Seule la poésie le peut. Elle est cette fulgurance qui brasse le réel pour toucher l’essentiel.
Il était une fois Hassan Bamyani.
Bamiyan, c’est un nom des montagnes d’Afghanistan. C’est là que Hassan a grandi, après que sa famille, de l’ethnie hazara, a dû fuir pour échapper aux persécutions infligées à cette minorité chiite – dans un pays où il vaut mieux être sunnite. Plus tard, Hassan s’est installé à Kaboul, où il est devenu instituteur – pour garçons et pour filles. Pas de quoi plaire aux talibans… En 2001, du fait de ses origines et de la présence d’écolières dans sa classe, il est arrêté et enfermé, avec d’autres prisonniers. Il s’imagine exécuté… Mais les troupes américaines arrivent et le libèrent.
Pour autant, Hassan reste un homme traqué. Il doit fuir l’Afghanistan, en laissant derrière lui son épouse Sohaila et son fils Muslem.
Le voyage dut être long. Et il dut être épique. Mais Hassan finit par arriver à Oxford, en Angleterre. Sa situation lui vaut d’obtenir l’asile et la nationalité britannique. Mais il reste Sohaila et Muslem… Hassan travaille dur, petits boulots et conditions précaires. Dès qu’il obtient quelques jours de vacances, avec ses économies, il part en Iran où sa femme et son fils ont réussi à fuir, mais où ils sont retenus dans un camp de réfugiés – et où, comme ils sont hazaras, ils continuent à être maltraités.
Au bout de dix ans, enfin, ils sont autorisés à rejoindre la Grande-Bretagne.
Des poèmes poignants
L’écrivain James Attlee, auteur de multiples ouvrages, a ses habitudes dans l’épicerie coopérative où travaille Hassan. Souvent, les deux hommes discutent. Entre eux s’est nouée rapidement une complicité d’hommes de plume. Car Hassan écrit des poèmes. Des poèmes inspirés de ce qu’il a vécu, là-bas. La guerre, la persécution, l’exil, le voyage mystique et éperdu vers un ailleurs…

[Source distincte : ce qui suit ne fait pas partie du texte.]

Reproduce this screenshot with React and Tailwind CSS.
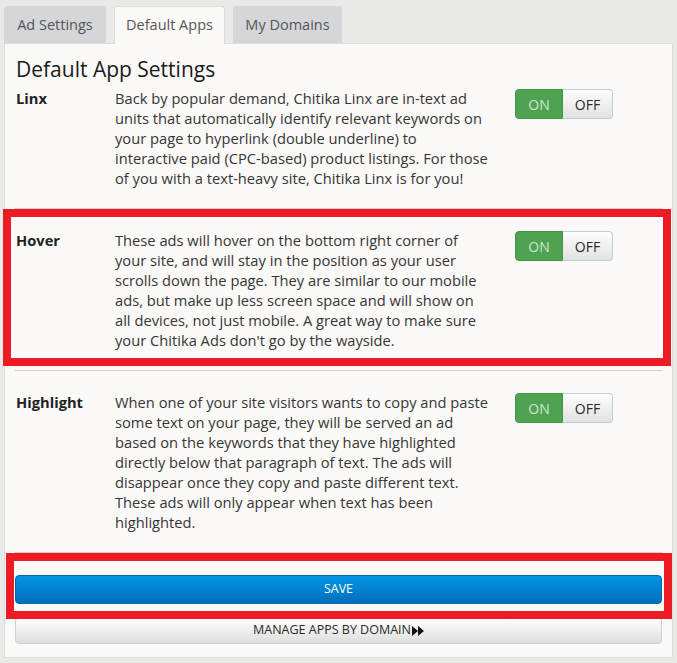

Un jour, James entre dans le magasin. Hassan a l’air bouleversé.
- Que se passe-t-il ?
- C’est Sohaila et Muslem. Le ministère de l’Intérieur ordonne leur retour en Afghanistan.
C’est que Sohaila ne sait ni lire ni écrire. Elle n’a jamais su, pas même en dari, sa langue natale. Élevée par une famille très pauvre, elle a commencé à travailler enfant, comme employée de ménage. Or pour passer le test de citoyenneté nécessaire à l’obtention de la nationalité britannique, il faut parler, lire et écrire correctement l’anglais. Faute de quoi…
- C’est injuste, poursuit Hassan. Il y a quatre ans, le gouvernement avait convenu que c’était dangereux pour nous de rentrer en Afghanistan, du fait des persécutions envers les Hazaras. Maintenant ils reviennent sur cette décision !
- Tu continues à écrire de la poésie ?
James ne sait pas pourquoi il demande ça. «
C’est la seule chose que j’ai trouvé à dire, raconte-t-il.
La seule à laquelle j’ai pensé, face à la tragédie qu’il était en train de me confier. Je n’avais lu aucun de ses poèmes, mais j’ai eu la sensation que ça pouvait l’aider, d’une façon ou d’une autre. »
- Je suis trop préoccupé, répond Hassan.
- Viens chez moi, on peut peut-être travailler ensemble sur quelques poèmes.
Pendant un an, dix-huit mois peut-être, Hassan et James se retrouvent régulièrement. «
Je ne parle pas un mot de dari, souligne ce dernier,
alors Hassan m’expliquait en anglais la teneur de ce qu’il avait écrit. Nous étions tous les deux conscients que l’on ne pouvait pas traduire mot à mot ses poèmes. Il fallait trouver en anglais la bonne forme, le bon rythme, le bon vocabulaire pour être à la hauteur de la puissance de ses écrits. C’était parfois difficile émotionnellement, mais captivant. »
James a une autre intuition : ces poèmes doivent rencontrer le public. Une première lecture est organisée, puis une seconde, dans une salle de leur quartier. «
C’était bondé, il y avait la queue devant la porte ! se souvient l’écrivain.
Pour chaque poème, nous lisions un vers chacun, lui en dari, moi en anglais. C’était comme si nous nous soutenions, nous conversions l’un avec l’autre. C’était très fort. Les gens ont été très touchés. »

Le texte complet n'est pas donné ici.